Earlier this month, BBC News, reported that founding SAXON bassist Stephen “Steve” Dawson has been jailed for repeatedly abusing a six-year-old girl in the 1990s.

The 72-year-old, who was a member of SAXON until 1985, when he was kicked out of the band, got the verdict at an earlier hearing at Sheffield Crown Court on March 21, and was given a five-year custodial sentence on April 11.

The officer in charge of the case, Detective Constable Robert Heath, said Dawson “thought he had got away with committing these horrific crimes against a young, vulnerable victim 30 years ago.

“She has shown extraordinary strength through coming forward,” he added. “It is clear that his evil acts have remained with her throughout her life, and I hope this sentence goes some way to allowing her to move on from these traumatic events.”

Discussing the charge, Heath assured that the case “demonstrates just how seriously we take these offenses,” urging others who have “been subject to any offense, no matter how long ago it happened, to come forward and report it to us.”

He concluded: “We are here to listen, investigate, and bring the perpetrators before courts.”

A few years ago, Dawson told Rhino about how he reacted to being fired from SAXON: “I was sort of sad and relieved in one hit, if you can understand that.

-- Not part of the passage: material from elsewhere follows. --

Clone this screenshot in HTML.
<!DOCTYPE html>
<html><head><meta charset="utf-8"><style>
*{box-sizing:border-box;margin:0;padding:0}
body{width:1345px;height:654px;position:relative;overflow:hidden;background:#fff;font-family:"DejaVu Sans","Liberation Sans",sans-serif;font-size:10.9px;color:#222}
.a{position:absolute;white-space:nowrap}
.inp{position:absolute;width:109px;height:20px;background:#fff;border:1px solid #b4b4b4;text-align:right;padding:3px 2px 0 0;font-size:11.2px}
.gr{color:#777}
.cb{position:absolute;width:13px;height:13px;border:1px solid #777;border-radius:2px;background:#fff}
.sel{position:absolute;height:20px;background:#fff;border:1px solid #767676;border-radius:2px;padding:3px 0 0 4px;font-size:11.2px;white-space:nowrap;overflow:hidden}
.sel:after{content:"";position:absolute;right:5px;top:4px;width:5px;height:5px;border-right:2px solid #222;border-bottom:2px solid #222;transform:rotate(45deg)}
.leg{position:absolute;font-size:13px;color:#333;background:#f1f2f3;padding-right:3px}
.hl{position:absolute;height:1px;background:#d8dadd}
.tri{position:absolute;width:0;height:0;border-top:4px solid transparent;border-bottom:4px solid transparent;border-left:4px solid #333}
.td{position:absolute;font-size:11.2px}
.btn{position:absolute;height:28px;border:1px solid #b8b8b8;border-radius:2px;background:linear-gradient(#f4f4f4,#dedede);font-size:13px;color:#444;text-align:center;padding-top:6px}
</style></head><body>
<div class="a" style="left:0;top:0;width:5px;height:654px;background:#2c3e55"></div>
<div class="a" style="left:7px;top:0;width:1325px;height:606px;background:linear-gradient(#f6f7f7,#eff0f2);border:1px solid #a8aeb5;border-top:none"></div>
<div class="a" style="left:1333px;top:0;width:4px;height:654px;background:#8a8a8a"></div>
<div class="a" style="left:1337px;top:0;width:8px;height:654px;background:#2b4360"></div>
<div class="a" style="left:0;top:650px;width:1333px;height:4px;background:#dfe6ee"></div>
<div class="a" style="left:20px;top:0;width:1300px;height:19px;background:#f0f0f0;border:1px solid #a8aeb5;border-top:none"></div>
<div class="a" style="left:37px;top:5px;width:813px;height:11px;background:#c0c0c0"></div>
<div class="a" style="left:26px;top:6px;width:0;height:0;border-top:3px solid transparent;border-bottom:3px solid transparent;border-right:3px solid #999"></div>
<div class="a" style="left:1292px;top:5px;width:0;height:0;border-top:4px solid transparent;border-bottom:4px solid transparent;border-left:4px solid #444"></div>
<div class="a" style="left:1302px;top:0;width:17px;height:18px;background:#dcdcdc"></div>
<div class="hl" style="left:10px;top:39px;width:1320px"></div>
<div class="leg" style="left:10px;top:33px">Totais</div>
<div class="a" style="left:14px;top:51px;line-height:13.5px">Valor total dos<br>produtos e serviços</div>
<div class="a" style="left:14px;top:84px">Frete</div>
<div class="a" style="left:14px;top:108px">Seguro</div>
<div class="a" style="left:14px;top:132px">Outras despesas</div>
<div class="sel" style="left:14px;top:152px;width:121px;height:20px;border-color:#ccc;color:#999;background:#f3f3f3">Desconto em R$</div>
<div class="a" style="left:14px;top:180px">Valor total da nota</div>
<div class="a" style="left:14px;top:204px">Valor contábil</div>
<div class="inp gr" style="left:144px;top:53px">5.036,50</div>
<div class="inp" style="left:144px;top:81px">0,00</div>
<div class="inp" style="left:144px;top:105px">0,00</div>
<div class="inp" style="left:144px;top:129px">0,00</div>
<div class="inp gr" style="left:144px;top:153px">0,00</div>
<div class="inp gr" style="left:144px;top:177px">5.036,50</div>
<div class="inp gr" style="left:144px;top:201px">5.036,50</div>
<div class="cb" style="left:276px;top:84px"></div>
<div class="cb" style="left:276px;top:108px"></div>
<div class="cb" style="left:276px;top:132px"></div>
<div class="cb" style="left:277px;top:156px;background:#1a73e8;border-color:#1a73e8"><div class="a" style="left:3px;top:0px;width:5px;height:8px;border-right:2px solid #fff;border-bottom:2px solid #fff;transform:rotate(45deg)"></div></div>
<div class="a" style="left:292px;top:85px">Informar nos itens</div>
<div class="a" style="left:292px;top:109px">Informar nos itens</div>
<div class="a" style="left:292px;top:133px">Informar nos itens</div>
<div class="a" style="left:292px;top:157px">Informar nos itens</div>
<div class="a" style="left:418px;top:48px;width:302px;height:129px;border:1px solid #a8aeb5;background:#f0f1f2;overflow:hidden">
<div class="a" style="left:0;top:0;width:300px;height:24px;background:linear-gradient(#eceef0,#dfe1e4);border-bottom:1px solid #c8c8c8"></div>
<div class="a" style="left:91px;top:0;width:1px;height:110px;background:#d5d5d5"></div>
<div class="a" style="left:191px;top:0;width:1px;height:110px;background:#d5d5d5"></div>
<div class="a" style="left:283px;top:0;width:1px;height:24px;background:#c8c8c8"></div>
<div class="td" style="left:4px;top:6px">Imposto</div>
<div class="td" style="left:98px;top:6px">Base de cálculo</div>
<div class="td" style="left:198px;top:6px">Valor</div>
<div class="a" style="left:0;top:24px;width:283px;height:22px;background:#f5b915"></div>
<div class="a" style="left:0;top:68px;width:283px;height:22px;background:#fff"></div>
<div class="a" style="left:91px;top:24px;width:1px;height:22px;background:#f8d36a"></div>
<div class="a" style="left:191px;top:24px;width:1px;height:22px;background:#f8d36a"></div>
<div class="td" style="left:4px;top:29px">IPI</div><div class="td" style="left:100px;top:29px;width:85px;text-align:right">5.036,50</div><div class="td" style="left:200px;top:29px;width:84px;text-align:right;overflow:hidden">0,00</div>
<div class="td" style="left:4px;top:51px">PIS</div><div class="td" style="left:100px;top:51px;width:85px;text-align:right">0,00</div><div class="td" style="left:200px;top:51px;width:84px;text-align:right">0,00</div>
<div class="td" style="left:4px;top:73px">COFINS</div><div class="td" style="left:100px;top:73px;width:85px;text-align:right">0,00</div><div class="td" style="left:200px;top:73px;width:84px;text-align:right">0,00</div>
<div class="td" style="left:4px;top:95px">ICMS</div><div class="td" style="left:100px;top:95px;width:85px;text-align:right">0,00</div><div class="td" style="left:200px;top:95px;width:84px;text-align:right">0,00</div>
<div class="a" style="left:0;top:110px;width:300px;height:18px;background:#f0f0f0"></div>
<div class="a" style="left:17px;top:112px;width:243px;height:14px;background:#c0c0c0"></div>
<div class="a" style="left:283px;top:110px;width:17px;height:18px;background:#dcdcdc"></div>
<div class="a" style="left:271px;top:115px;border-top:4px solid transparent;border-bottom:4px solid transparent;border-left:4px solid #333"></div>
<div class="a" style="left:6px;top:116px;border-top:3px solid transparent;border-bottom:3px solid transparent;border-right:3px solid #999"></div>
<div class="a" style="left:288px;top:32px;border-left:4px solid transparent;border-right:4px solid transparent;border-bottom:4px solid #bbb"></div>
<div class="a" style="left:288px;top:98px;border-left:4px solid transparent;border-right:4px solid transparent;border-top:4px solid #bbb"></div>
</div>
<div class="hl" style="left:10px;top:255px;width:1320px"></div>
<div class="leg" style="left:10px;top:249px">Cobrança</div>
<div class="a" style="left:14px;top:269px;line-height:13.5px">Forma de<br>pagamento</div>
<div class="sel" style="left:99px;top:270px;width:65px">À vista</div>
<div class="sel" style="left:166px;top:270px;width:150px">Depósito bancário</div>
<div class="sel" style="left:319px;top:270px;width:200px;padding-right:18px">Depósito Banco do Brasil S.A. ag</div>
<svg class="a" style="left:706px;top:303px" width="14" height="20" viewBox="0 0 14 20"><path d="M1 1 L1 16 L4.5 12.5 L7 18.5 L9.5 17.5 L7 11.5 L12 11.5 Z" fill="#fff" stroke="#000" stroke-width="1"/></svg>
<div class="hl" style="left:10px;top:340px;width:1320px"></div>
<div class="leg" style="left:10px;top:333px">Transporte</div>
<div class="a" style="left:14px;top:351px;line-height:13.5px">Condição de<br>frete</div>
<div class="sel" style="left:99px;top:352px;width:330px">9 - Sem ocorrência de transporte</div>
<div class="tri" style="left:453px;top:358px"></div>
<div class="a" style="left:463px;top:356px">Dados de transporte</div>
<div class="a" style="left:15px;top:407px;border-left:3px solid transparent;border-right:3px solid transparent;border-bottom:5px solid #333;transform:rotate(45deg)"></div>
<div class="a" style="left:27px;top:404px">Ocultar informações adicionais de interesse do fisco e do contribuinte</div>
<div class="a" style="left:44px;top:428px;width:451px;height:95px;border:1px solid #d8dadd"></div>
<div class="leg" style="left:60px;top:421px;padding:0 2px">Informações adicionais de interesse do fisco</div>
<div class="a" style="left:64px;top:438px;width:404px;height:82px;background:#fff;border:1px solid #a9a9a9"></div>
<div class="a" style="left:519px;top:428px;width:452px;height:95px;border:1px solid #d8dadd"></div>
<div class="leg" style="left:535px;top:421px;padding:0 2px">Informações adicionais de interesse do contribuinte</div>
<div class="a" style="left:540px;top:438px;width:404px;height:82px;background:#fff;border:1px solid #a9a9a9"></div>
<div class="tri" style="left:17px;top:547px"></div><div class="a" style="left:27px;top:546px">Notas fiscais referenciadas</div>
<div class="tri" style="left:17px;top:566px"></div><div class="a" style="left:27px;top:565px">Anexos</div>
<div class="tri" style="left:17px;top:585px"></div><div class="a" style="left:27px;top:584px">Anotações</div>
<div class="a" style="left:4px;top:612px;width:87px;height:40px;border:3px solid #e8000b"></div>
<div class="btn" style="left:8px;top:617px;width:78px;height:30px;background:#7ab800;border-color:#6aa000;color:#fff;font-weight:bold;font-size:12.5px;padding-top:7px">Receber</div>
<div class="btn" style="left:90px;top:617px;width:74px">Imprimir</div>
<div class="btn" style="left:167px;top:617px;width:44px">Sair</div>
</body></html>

I went straight into recording with a guitarist who Phil Lynott had been working with just before he died, and we started making music. Everything was going great, I’d really been enjoying myself, and then all of a sudden the money stops and you end up in court. It all just sort of fizzled out then. I was just getting back to being a well-known musician, but I was broke. (Laughs) Which is sort of a familiar story. So I just sort of bummed around a bit, and then after about two years, I just quit the music business. When it got to the point where the guys were turning up to take the house away and all me furniture, I just thought, ‘I’ve got to do something with real people instead of time-wasters.’ So I just gave the music business up, really, and I became a stripper. Not a stripper as in taking my clothes off. (Laughs) Removing paint from objects.”

In 1999 Dawson and fellow original SAXON member Graham Oliver registered “SAXON” as a trademark, maintaining that they had exclusive rights in the name and tried to prevent singer Biff Byford and SAXON‘s promoters and merchandisers from using the name. In 2003, Dawson and Oliver reached a settlement with Byford and guitarist Paul Quinn over the usage of the SAXON name and logos belonging to the original partnership.

OLIVER/DAWSON SAXON, consisting of Oliver and Dawson, acknowledged that the band featuring Byford and Quinn would continue to be known as “SAXON“, and have use of the logo. In return, Byford and Quinn acknowledged that OLIVER/DAWSON SAXON had a legitimate use of the name in that form.